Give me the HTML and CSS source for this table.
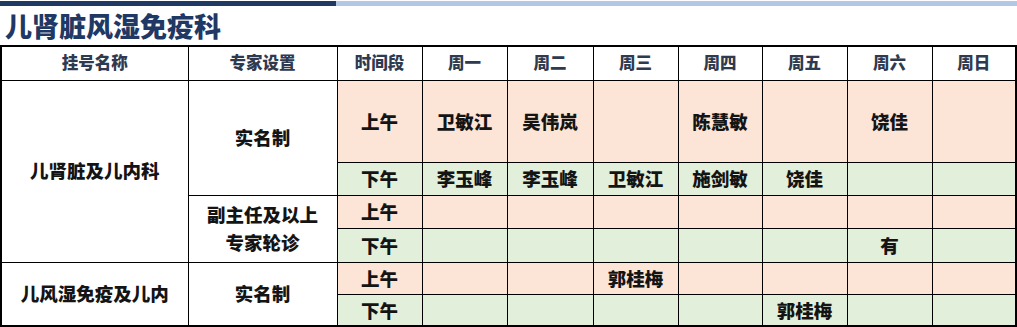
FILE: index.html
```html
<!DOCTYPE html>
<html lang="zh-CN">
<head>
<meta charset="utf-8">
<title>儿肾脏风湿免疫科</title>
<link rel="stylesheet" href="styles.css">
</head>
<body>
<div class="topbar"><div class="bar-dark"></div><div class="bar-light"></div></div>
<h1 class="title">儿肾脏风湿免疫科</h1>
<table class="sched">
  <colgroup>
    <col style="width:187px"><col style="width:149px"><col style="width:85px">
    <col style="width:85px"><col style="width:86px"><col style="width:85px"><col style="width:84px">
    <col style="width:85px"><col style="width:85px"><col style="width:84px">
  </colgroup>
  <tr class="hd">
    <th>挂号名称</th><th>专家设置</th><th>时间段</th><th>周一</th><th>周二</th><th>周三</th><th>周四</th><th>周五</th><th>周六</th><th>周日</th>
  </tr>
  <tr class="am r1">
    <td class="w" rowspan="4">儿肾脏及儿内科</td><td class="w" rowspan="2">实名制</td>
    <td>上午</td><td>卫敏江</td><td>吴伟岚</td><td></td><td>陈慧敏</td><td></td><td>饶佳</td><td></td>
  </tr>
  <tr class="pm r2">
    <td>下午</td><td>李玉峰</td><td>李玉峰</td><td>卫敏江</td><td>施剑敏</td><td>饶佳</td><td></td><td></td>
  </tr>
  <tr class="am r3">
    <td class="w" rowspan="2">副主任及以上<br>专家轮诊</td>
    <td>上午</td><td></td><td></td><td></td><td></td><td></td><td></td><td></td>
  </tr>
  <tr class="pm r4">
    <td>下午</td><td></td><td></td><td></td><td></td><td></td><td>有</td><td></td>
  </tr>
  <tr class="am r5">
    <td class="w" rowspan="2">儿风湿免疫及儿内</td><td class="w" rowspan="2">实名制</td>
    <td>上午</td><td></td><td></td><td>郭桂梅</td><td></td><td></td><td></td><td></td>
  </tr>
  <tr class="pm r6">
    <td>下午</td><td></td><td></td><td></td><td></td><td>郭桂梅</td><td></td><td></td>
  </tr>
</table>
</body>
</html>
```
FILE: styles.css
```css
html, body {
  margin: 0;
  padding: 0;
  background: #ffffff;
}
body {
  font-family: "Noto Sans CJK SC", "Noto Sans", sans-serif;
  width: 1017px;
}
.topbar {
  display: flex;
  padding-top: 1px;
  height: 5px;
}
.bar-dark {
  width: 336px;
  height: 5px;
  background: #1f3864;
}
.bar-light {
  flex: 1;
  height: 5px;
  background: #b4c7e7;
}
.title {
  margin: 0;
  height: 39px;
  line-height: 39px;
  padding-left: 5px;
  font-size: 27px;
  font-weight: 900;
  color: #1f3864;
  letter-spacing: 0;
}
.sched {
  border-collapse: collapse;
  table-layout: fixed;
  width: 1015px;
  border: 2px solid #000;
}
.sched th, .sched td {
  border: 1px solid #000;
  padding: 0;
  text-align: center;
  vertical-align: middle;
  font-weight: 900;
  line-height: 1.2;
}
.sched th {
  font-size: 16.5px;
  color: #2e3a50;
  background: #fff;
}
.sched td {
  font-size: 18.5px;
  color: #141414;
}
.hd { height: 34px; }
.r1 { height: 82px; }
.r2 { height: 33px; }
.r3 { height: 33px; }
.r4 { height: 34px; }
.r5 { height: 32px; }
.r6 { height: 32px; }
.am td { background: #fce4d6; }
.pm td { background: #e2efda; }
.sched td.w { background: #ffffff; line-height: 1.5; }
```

* What this task involves
Show, from the listing above, each line that contains the word "table".

* Task solution
Give me the HTML and CSS source for this table.
<table class="sched">
</table>
  table-layout: fixed;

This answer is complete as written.